Che cos’è l’Expo? “Mafia, appalti e corruzione” è stata la risposta di uno studente del terzo anno di un liceo milanese, qualche giorno fa, durante un incontro di un paio d’ore organizzato da una associazione di volontariato per spiegare nelle scuole il senso di questo evento “universale” che da maggio a ottobre si svolgerà a Milano. Nelle scorse settimane sono state alcune centinaia gli studenti che ho incontrato per tentare di spiegare il senso di Expo. Questa risposta è la sintesi più disarmante della percezione che i ragazzi, e presumibilmente anche molte delle rispettive famiglie, si sono costruiti nel corso di anni di “avvicinamento”.
Penso che sia un vero peccato. Le responsabilità sono solo in parte del sistema dell’informazione, “dei giornalisti” che – giustamente – non possono rinunciare al loro ruolo di “guardiani” della cosa pubblica e denunciare le cose che non vanno. Il risultato però è che la convinzione che si è radicata è quanto di più populistico e demagogico si possa immaginare. Ho cercato di spiegare ai ragazzi che se in una scuola c’è una piccola percentuale di studenti raccomandati, va denunciato e considerato inaccettabile e perciò da additare come comportamento indegno e indecente, una cosa di cui vergognarsi. Ma questo non significa che “tutti” gli studenti di quella scuola siano da considerare raccomandati.
Un’altra buona parte delle responsabilità credo vada addebitata a chi, del grande apparato Expo, non ha saputo – finora – comunicare all’opinione pubblica il senso della manifestazione e soprattutto di cosa si parlerà nei prossimi sei mesi. Per quanto sia comprensibile che l’attenzione sia stata concentrata sulla preparazione delle opere materiali nella “piastra” alla periferia di Milano, l’importanza dell’evento sarà soprattutto legata alla “eredità immateriale” che Expo 2015 lascerà non solo all’Italia ma al mondo intero.
La “Carta di Milano”, che ha la pretesa di diventare per il cibo e per l’alimentazione ciò che il Protocollo di Kyoto ha rappresentato per l’ambiente, è ancora in embrione. Se ne è parlato solo nell’incontro del 7 febbraio all’hangar Bicocca, quando peraltro la copertura giornalistica ha riguardato molto le presenze istituzionali e politiche e poco i contenuti. Il motivo è abbastanza semplice: capire e poi spiegare i temi di cui si discute nei 42 tavoli è più difficile e meno “remunerativo” in termini di relazioni che non titolare sulla frase del presidente o del politico di turno. La conseguenza è che il lettori, l’opinione pubblica, continuano a non capire di cosa si sta parlando e pensano che l’Expo sia solo una grande fiera, una sorta di sagra globale, dove si può andare a “comprare un pacco di pasta tipica”, per citare un altro studente.
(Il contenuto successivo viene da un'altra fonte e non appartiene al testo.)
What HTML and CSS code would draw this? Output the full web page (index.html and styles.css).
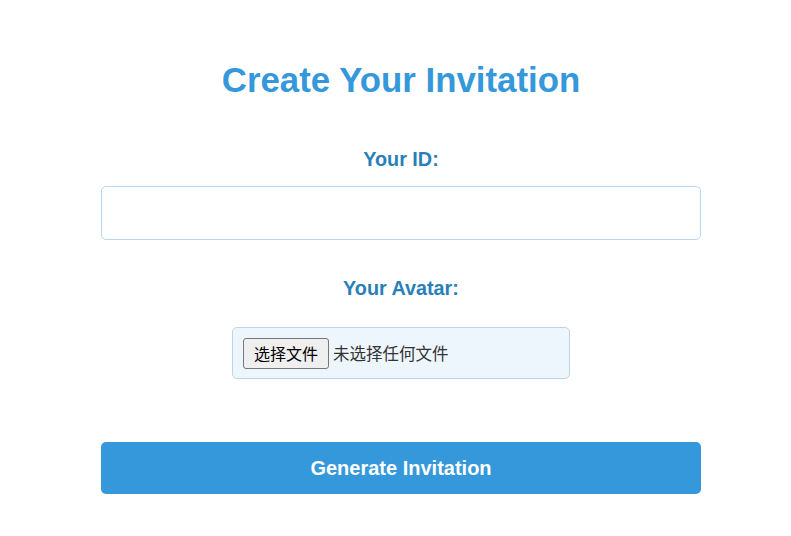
FILE: index.html
```html
<!DOCTYPE html>
<html lang="en">
<head>
<meta charset="utf-8">
<title>Create Your Invitation</title>
<link rel="stylesheet" href="styles.css">
</head>
<body>
<main class="page">
  <h1 class="title">Create Your Invitation</h1>
  <form class="form">
    <label class="label label-id" for="uid">Your ID:</label>
    <input class="text-input" id="uid" type="text">
    <span class="label label-avatar">Your Avatar:</span>
    <div class="file-box">
      <button type="button" class="file-btn">选择文件</button>
      <span class="file-name">未选择任何文件</span>
    </div>
    <button type="button" class="submit">Generate Invitation</button>
  </form>
</main>
</body>
</html>
```
FILE: styles.css
```css
html, body {
  margin: 0;
  padding: 0;
  background: #ffffff;
}
body {
  font-family: "Liberation Sans", Arial, sans-serif;
  padding-left: 11px;
}
.page {
  width: 600px;
  margin: 0 auto;
  padding-top: 60px;
  display: flex;
  flex-direction: column;
  align-items: center;
}
.title {
  margin: 0;
  font-size: 34.8px;
  font-weight: 700;
  color: #3498db;
  line-height: 40px;
  text-align: center;
}
.form {
  width: 100%;
  display: flex;
  flex-direction: column;
  align-items: center;
  margin-top: 48px;
}
.label {
  display: block;
  font-size: 19.8px;
  font-weight: 700;
  color: #2980b9;
  line-height: 22px;
}
.text-input {
  box-sizing: border-box;
  width: 100%;
  height: 54px;
  margin-top: 16px;
  border: 1px solid #b8d8f1;
  border-radius: 5px;
  background: #ffffff;
  font-size: 16px;
  padding: 0 12px;
  outline: none;
}
.label-avatar {
  margin-top: 37px;
}
.file-box {
  box-sizing: border-box;
  width: 338px;
  height: 52px;
  margin-top: 28px;
  padding: 0 10px;
  display: flex;
  align-items: center;
  gap: 4px;
  background: #eef6fd;
  border: 1px solid #b8d6ee;
  border-radius: 5px;
}
.file-btn {
  box-sizing: border-box;
  height: 31px;
  width: 86px;
  padding: 0;
  font-family: "Noto Sans CJK SC", sans-serif;
  font-size: 16px;
  color: #000000;
  background: #efefef;
  border: 1px solid #767676;
  border-radius: 3px;
  line-height: 1;
}
.file-name {
  font-family: "Noto Sans CJK SC", sans-serif;
  font-size: 16.5px;
  color: #333333;
  line-height: 1;
}
.submit {
  width: 100%;
  height: 52px;
  margin-top: 63px;
  border: none;
  border-radius: 5px;
  background: #3498db;
  color: #ffffff;
  font-family: "Liberation Sans", Arial, sans-serif;
  font-size: 20px;
  font-weight: 700;
  cursor: pointer;
}
```
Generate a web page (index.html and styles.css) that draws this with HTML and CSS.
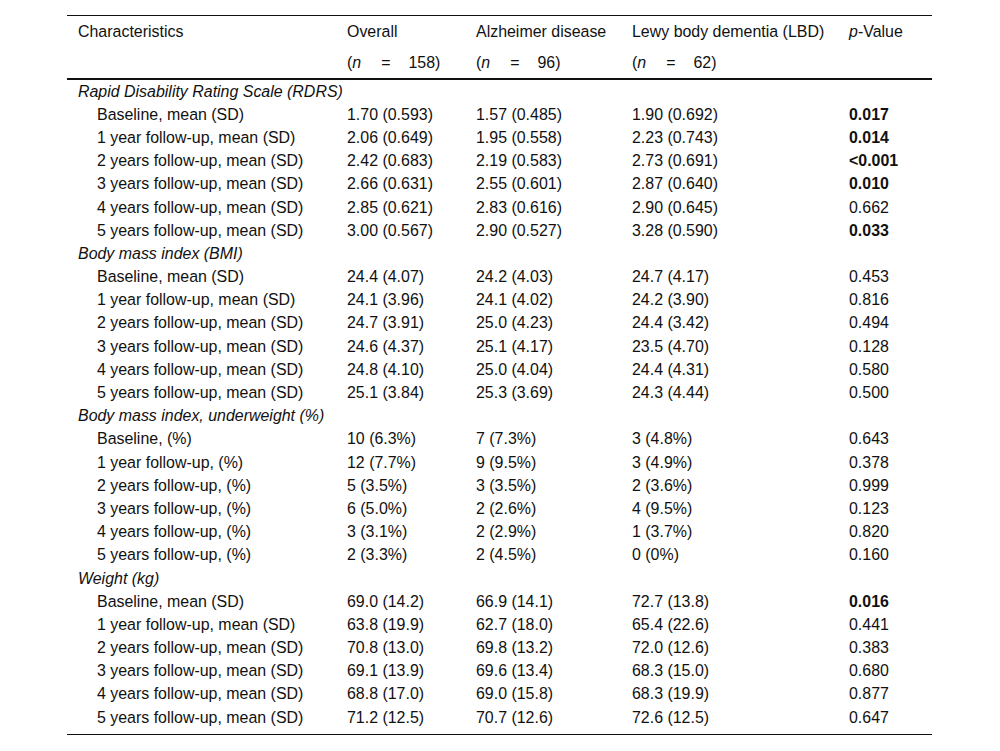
FILE: index.html
```html
<!DOCTYPE html>
<html>
<head>
<meta charset="utf-8">
<link rel="stylesheet" href="styles.css">
</head>
<body>
<div class="wrap">
<table class="tbl">
<colgroup>
<col class="c1"><col class="c2"><col class="c3"><col class="c4"><col class="c5">
</colgroup>
<thead>
<tr class="h1"><th>Characteristics</th><th>Overall</th><th>Alzheimer disease</th><th>Lewy body dementia (LBD)</th><th><i>p</i>-Value</th></tr>
<tr class="h2"><th></th><th>(<i>n</i><span class="eq">=</span>158)</th><th>(<i>n</i><span class="eq">=</span>96)</th><th>(<i>n</i><span class="eq">=</span>62)</th><th></th></tr>
</thead>
<tbody>
<tr class="sec"><td colspan="5">Rapid Disability Rating Scale (RDRS)</td></tr>
<tr><td class="ind">Baseline, mean (SD)</td><td>1.70 (0.593)</td><td>1.57 (0.485)</td><td>1.90 (0.692)</td><td><b>0.017</b></td></tr>
<tr><td class="ind">1 year follow-up, mean (SD)</td><td>2.06 (0.649)</td><td>1.95 (0.558)</td><td>2.23 (0.743)</td><td><b>0.014</b></td></tr>
<tr><td class="ind">2 years follow-up, mean (SD)</td><td>2.42 (0.683)</td><td>2.19 (0.583)</td><td>2.73 (0.691)</td><td><b>&lt;0.001</b></td></tr>
<tr><td class="ind">3 years follow-up, mean (SD)</td><td>2.66 (0.631)</td><td>2.55 (0.601)</td><td>2.87 (0.640)</td><td><b>0.010</b></td></tr>
<tr><td class="ind">4 years follow-up, mean (SD)</td><td>2.85 (0.621)</td><td>2.83 (0.616)</td><td>2.90 (0.645)</td><td>0.662</td></tr>
<tr><td class="ind">5 years follow-up, mean (SD)</td><td>3.00 (0.567)</td><td>2.90 (0.527)</td><td>3.28 (0.590)</td><td><b>0.033</b></td></tr>
<tr class="sec"><td colspan="5">Body mass index (BMI)</td></tr>
<tr><td class="ind">Baseline, mean (SD)</td><td>24.4 (4.07)</td><td>24.2 (4.03)</td><td>24.7 (4.17)</td><td>0.453</td></tr>
<tr><td class="ind">1 year follow-up, mean (SD)</td><td>24.1 (3.96)</td><td>24.1 (4.02)</td><td>24.2 (3.90)</td><td>0.816</td></tr>
<tr><td class="ind">2 years follow-up, mean (SD)</td><td>24.7 (3.91)</td><td>25.0 (4.23)</td><td>24.4 (3.42)</td><td>0.494</td></tr>
<tr><td class="ind">3 years follow-up, mean (SD)</td><td>24.6 (4.37)</td><td>25.1 (4.17)</td><td>23.5 (4.70)</td><td>0.128</td></tr>
<tr><td class="ind">4 years follow-up, mean (SD)</td><td>24.8 (4.10)</td><td>25.0 (4.04)</td><td>24.4 (4.31)</td><td>0.580</td></tr>
<tr><td class="ind">5 years follow-up, mean (SD)</td><td>25.1 (3.84)</td><td>25.3 (3.69)</td><td>24.3 (4.44)</td><td>0.500</td></tr>
<tr class="sec"><td colspan="5">Body mass index, underweight (%)</td></tr>
<tr><td class="ind">Baseline, (%)</td><td>10 (6.3%)</td><td>7 (7.3%)</td><td>3 (4.8%)</td><td>0.643</td></tr>
<tr><td class="ind">1 year follow-up, (%)</td><td>12 (7.7%)</td><td>9 (9.5%)</td><td>3 (4.9%)</td><td>0.378</td></tr>
<tr><td class="ind">2 years follow-up, (%)</td><td>5 (3.5%)</td><td>3 (3.5%)</td><td>2 (3.6%)</td><td>0.999</td></tr>
<tr><td class="ind">3 years follow-up, (%)</td><td>6 (5.0%)</td><td>2 (2.6%)</td><td>4 (9.5%)</td><td>0.123</td></tr>
<tr><td class="ind">4 years follow-up, (%)</td><td>3 (3.1%)</td><td>2 (2.9%)</td><td>1 (3.7%)</td><td>0.820</td></tr>
<tr><td class="ind">5 years follow-up, (%)</td><td>2 (3.3%)</td><td>2 (4.5%)</td><td>0 (0%)</td><td>0.160</td></tr>
<tr class="sec"><td colspan="5">Weight (kg)</td></tr>
<tr><td class="ind">Baseline, mean (SD)</td><td>69.0 (14.2)</td><td>66.9 (14.1)</td><td>72.7 (13.8)</td><td><b>0.016</b></td></tr>
<tr><td class="ind">1 year follow-up, mean (SD)</td><td>63.8 (19.9)</td><td>62.7 (18.0)</td><td>65.4 (22.6)</td><td>0.441</td></tr>
<tr><td class="ind">2 years follow-up, mean (SD)</td><td>70.8 (13.0)</td><td>69.8 (13.2)</td><td>72.0 (12.6)</td><td>0.383</td></tr>
<tr><td class="ind">3 years follow-up, mean (SD)</td><td>69.1 (13.9)</td><td>69.6 (13.4)</td><td>68.3 (15.0)</td><td>0.680</td></tr>
<tr><td class="ind">4 years follow-up, mean (SD)</td><td>68.8 (17.0)</td><td>69.0 (15.8)</td><td>68.3 (19.9)</td><td>0.877</td></tr>
<tr class="last"><td class="ind">5 years follow-up, mean (SD)</td><td>71.2 (12.5)</td><td>70.7 (12.6)</td><td>72.6 (12.5)</td><td>0.647</td></tr>
</tbody>
</table>
</div>
</body>
</html>
```
FILE: styles.css
```css
html, body {
  margin: 0;
  padding: 0;
  background: #fff;
}
.wrap {
  padding: 15px 0 0 67px;
}
.tbl {
  width: 865px;
  table-layout: fixed;
  border-collapse: collapse;
  font-family: "Liberation Sans", Arial, sans-serif;
  font-size: 15.95px;
  color: #111;
  border-top: 1px solid #111;
  border-bottom: 1px solid #111;
}
.c1 { width: 269px; }
.c2 { width: 129px; }
.c3 { width: 156px; }
.c4 { width: 217px; }
.c5 { width: 94px; }
.tbl th {
  font-weight: normal;
  text-align: left;
  padding: 0 0 0 11px;
  height: 31px;
  line-height: 18px;
  white-space: nowrap;
}
.tbl thead tr.h2 th {
  border-bottom: 2px solid #111;
}
.tbl td {
  padding: 0 0 0 11px;
  height: 23.2px;
  line-height: 18px;
  white-space: nowrap;
}
.tbl tr.sec td {
  font-style: italic;
}
.tbl td.ind {
  padding-left: 30px;
}
.tbl tr.last td {
  padding-bottom: 5px;
}
.eq {
  margin: 0 18px 0 20px;
}
```
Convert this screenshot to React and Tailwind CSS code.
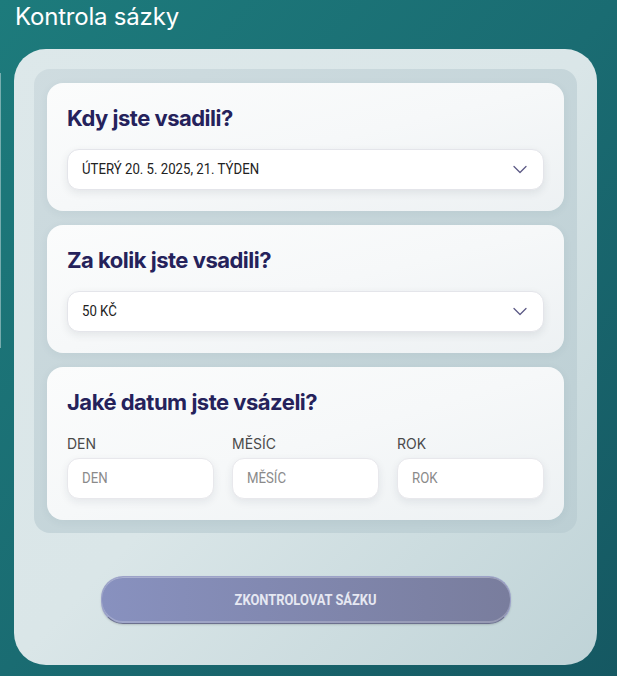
import React from "react";

const cond = "inline-block origin-left scale-x-[0.88] whitespace-nowrap";

function Chevron() {
  return (
    <svg width="14" height="9" viewBox="0 0 14 9" fill="none">
      <path d="M1 1.5l6 6 6-6" stroke="#5d5a86" strokeWidth="1.3" strokeLinecap="round" strokeLinejoin="round" />
    </svg>
  );
}

function Select({ value }) {
  return (
    <div className="h-[41px] rounded-[12px] bg-white border border-[#e4e5ea] shadow-[0_3px_8px_rgba(30,40,60,0.09)] flex items-center justify-between pl-[14px] pr-[16px]">
      <span className={cond + " text-[15px] text-[#222222] font-[Roboto,sans-serif]"}>{value}</span>
      <Chevron />
    </div>
  );
}

function Card({ title, children, className = "" }) {
  return (
    <div className={"rounded-[16px] bg-gradient-to-br from-[#fbfcfc] via-[#f6f8f9] to-[#edf1f3] shadow-[0_2px_10px_rgba(40,70,80,0.06)] px-[20px] pt-[21px] pb-[21px] " + className}>
      <h2 className="text-[22px] leading-[28px] font-bold text-[#25225b] tracking-[-0.5px] font-[Inter,sans-serif]">{title}</h2>
      {children}
    </div>
  );
}

function DateField({ label }) {
  return (
    <div className="flex flex-col">
      <div className="text-[14px] leading-[20px] text-[#4a4a4a] font-[Inter,sans-serif] mb-[4px]">{label}</div>
      <div className="h-[41px] rounded-[12px] bg-white border border-[#e8e8ec] shadow-[0_3px_8px_rgba(30,40,60,0.08)] flex items-center pl-[14px]">
        <span className={cond + " text-[15px] text-[#8a8a8a] font-[Roboto,sans-serif]"}>{label}</span>
      </div>
    </div>
  );
}

export default function App() {
  return (
    <div className="relative w-[617px] h-[676px] overflow-hidden bg-gradient-to-br from-[#1d7b7c] via-[#1a6c72] to-[#155862]">
      <div className="absolute left-0 top-[73px] h-[275px] w-px bg-white/40" />
      <h1 className="pl-[15px] pt-[2px] text-[24px] leading-[30px] text-white tracking-[-0.2px] font-[Inter,sans-serif]">
        Kontrola sázky
      </h1>
      <div className="ml-[14px] mt-[17px] w-[583px] h-[616px] rounded-[32px] bg-gradient-to-br from-[#dde8ea] via-[#dae6e8] to-[#bfd3d7] p-[20px] flex flex-col">
        <div className="rounded-[16px] bg-gradient-to-br from-[#cfdce0] to-[#bccfd4] px-[13px] pt-[14px] pb-[13px] flex flex-col gap-[14px]">
          <Card title="Kdy jste vsadili?">
            <div className="mt-[17px]">
              <Select value="ÚTERÝ 20. 5. 2025, 21. TÝDEN" />
            </div>
          </Card>
          <Card title="Za kolik jste vsadili?">
            <div className="mt-[17px]">
              <Select value="50 KČ" />
            </div>
          </Card>
          <Card title="Jaké datum jste vsázeli?">
            <div className="mt-[18px] grid grid-cols-3 gap-[18px]">
              <DateField label="DEN" />
              <DateField label="MĚSÍC" />
              <DateField label="ROK" />
            </div>
          </Card>
        </div>
        <div className="mt-[43px] flex justify-center">
          <button className="w-[410px] h-[48px] rounded-[22px] bg-gradient-to-r from-[#8891bf] to-[#797d9d] border border-[#9ca2c8] border-b-[#6c708e] shadow-[inset_0_1px_0_rgba(255,255,255,0.3),inset_0_-2px_0_rgba(255,255,255,0.22),0_1px_2px_rgba(0,0,0,0.15)] flex items-center justify-center">
            <span className="inline-block scale-x-[0.86] whitespace-nowrap text-[15px] font-bold text-[#e6e8f2] font-[Roboto,sans-serif]">
              ZKONTROLOVAT SÁZKU
            </span>
          </button>
        </div>
      </div>
    </div>
  );
}
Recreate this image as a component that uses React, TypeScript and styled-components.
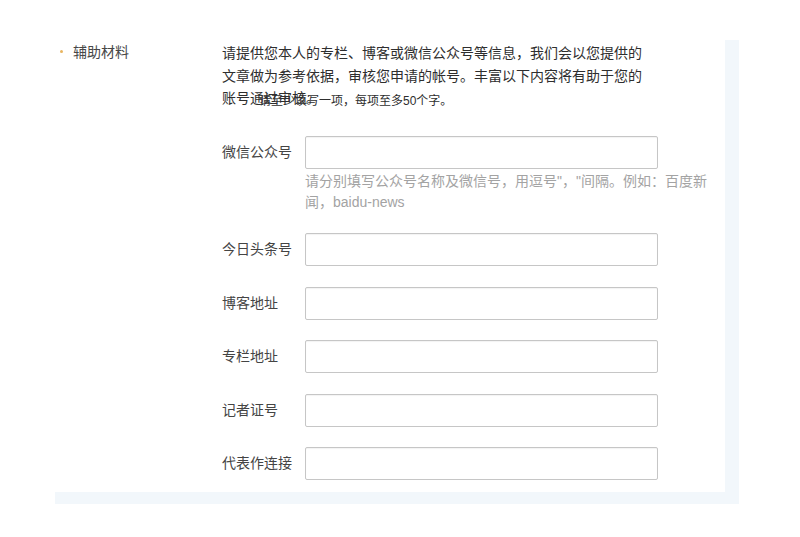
import styled, { createGlobalStyle } from "styled-components";

const GlobalStyle = createGlobalStyle`
  body {
    margin: 0;
    background: #fff;
    font-family: "Liberation Sans", "Noto Sans CJK SC", sans-serif;
  }
`;

const Page = styled.div`
  padding: 40px 0 0 55px;
`;

const Panel = styled.section`
  width: 670px;
  display: grid;
  grid-template-columns: 167px 1fr;
  padding-top: 1px;
  padding-bottom: 12px;
  border-right: 14px solid #f2f7fb;
  border-bottom: 12px solid #f2f7fb;
`;

const SectionTitle = styled.div`
  display: flex;
  align-items: center;
  gap: 10px;
  padding-left: 5px;
  height: 20px;
  font-size: 14px;
  color: #474747;
`;

const Dot = styled.span`
  width: 3px;
  height: 3px;
  border-radius: 50%;
  background: #e8b560;
`;

const Content = styled.div`
  display: flex;
  flex-direction: column;
`;

const Intro = styled.p`
  width: 425px;
  margin: 0;
  padding-top: 1px;
  font-size: 14px;
  line-height: 22.5px;
  color: #2e2e2e;
`;

const Overlap = styled.span`
  position: relative;
  white-space: nowrap;
`;

const Ghost = styled.span`
  position: absolute;
  left: 37px;
  top: 0;
  font-size: 12px;
  white-space: nowrap;
`;

const Form = styled.div`
  display: flex;
  flex-direction: column;
  gap: 20.5px;
  margin-top: 26px;
`;

const Row = styled.div`
  display: grid;
  grid-template-columns: 83px 353px;
`;

const Label = styled.label`
  font-size: 14px;
  line-height: 33px;
  color: #444;
  white-space: nowrap;
`;

const Input = styled.input`
  box-sizing: border-box;
  height: 33px;
  width: 100%;
  margin: 0;
  border: 1px solid #c6c6c6;
  border-radius: 2px;
  box-shadow: inset 0 1px 1px rgba(0, 0, 0, 0.05);
  background: #fff;
  outline: none;
`;

const Hint = styled.div`
  grid-column: 2;
  width: 412px;
  margin-top: 2px;
  font-size: 14px;
  line-height: 21px;
  color: #a3a3a3;
`;

const fields = [
  { label: "微信公众号", hint: '请分别填写公众号名称及微信号，用逗号"，"间隔。例如：百度新闻，baidu-news' },
  { label: "今日头条号" },
  { label: "博客地址" },
  { label: "专栏地址" },
  { label: "记者证号" },
  { label: "代表作连接" },
];

function App() {
  return (
    <Page>
      <GlobalStyle />
      <Panel>
        <SectionTitle>
          <Dot />
          辅助材料
        </SectionTitle>
        <Content>
          <Intro>
            请提供您本人的专栏、博客或微信公众号等信息，我们会以您提供的文章做为参考依据，审核您申请的帐号。丰富以下内容将有助于您的
            <Overlap>
              账号通过审核。
              <Ghost>请至少填写一项，每项至多50个字。</Ghost>
            </Overlap>
          </Intro>
          <Form>
            {fields.map((f) => (
              <Row key={f.label}>
                <Label>{f.label}</Label>
                <Input type="text" />
                {f.hint && <Hint>{f.hint}</Hint>}
              </Row>
            ))}
          </Form>
        </Content>
      </Panel>
    </Page>
  );
}

export default App;
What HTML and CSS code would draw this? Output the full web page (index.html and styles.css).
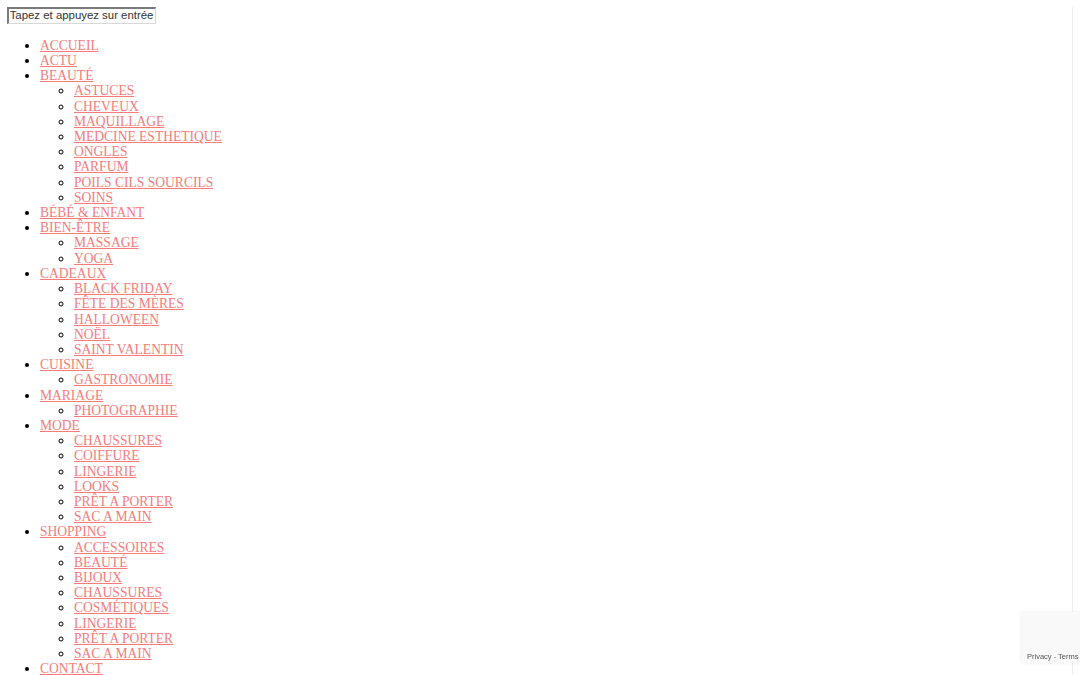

Allo stesso modo si ignorano le ragioni che, nel 2007, hanno spinto l’Italia e Milano a proporsi come paese organizzatore con il tema “Nutrire il pianeta. Energia per la vita”.
Venerdì 27 e sabato 28 marzo a Firenze si svolge una due giorni in cui, a giudicare dal programma, si parlerà “anche” di questo. L’occasione è importante, ma c’è il rischio che la troppa carne al fuoco e soprattutto i troppi “protagonisti” invitati diluiscano eccessivamente i contenuti, confondendoli nel solito minestrone di “dichiarazioni a margine”, che riempie pagine di giornali e servizi televisivi ma non aiuta a capire.
Ecco, tra le decine di appuntamenti, tavoli e confronti, le cose che – a giudicare dal programma – secondo me può valere la pena di seguire, nella giornata di SABATO:
– Al termine della mattinata, dopo un confronto tra giovani imprenditori agricoli italiani, Romano Prodi (che dal 2008 presiede il Gruppo di lavoro ONU-Unione Africana sulle missioni di peacekeeping in Africa) parlerà di “geopolitica del cibo“.
– subito dopo verrà trasmesso un video di Aung San Suu Kyi, Premio Nobel per la Pace, “verso la Carta di Milano”.
– Sempre nella mattinata di sabato si incontreranno i relatori dei tavoli di Expo Idee per un punto sulla Carta di Milano, coordinato da Salvatore Veca, Presidente di Lab-Expo Fondazione Feltrinelli. Dell’argomento si parlerà anche in un incontro pubblico con lo stesso Veca e il ministro delle Politiche agricole Maurizio Martina.
L’auspicio è che tutto ciò che verrà fuori non rimanga relegato negli “atti del convegno”, ma si traduca in messaggi di comunicazione in grado di coinvolgere più persone possibile.
Molti ripetono, senza sapere perché, che “l’Expo sarà un fallimento”. Sarà vero fallimento se non si riuscirà a trasmettere ai cittadini i contenuti di questo evento globale.